Extended real-time voltage instability identification method based on synchronized phasor measurements

Abstract

This paper presents an extended adaptive approach designed to accurately estimate the Thévenin equivalent parameters using phasor measurements at a given bus for measurements lying in any of four quadrants of the PQ-plane. The improvement is achieved by using a new condition to properly update the estimated parameters after an initial guess. Based on an adaptive philosophy, the proposed approach can correctly account for the intrinsic nonlinearities of a power system, can provide a real-time estimation of Thévenin parameters, and does not require network topology knowledge.

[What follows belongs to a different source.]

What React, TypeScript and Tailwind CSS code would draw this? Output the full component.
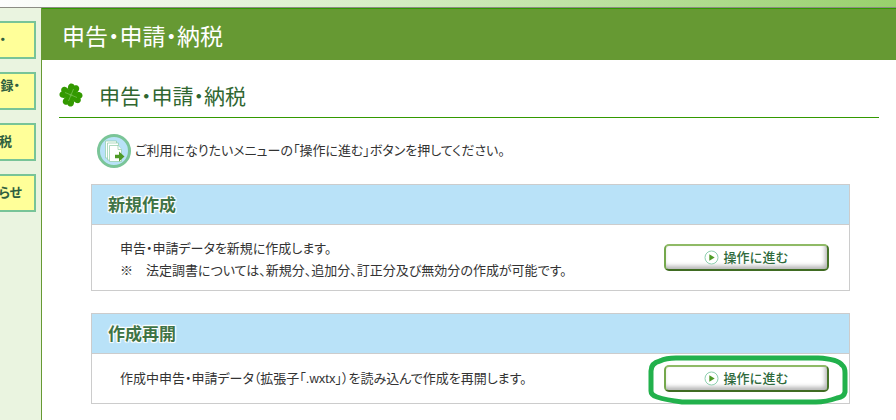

The method is validated using the Kundur 2-area system, showing estimation improvements compared to the current adaptive approach and the classical recursive least-squares method. The proposed approach is able to estimate both sides of the system with respect to the measurement bus. In addition, a data-driven voltage stability index is developed. To illustrate the performance of the proposed approach in a larger power system, a voltage stability assessment is carried out on the IEEE 39-bus system, considering the action of overexcitation limiters of generators and nonlinear loads. The proposed approach is suitable for applications that require an accurate Thévenin equivalent estimation in real-time, such as for voltage stability assessment. The new approach provides a reliable tool for the system operators to make proper and timely decisions.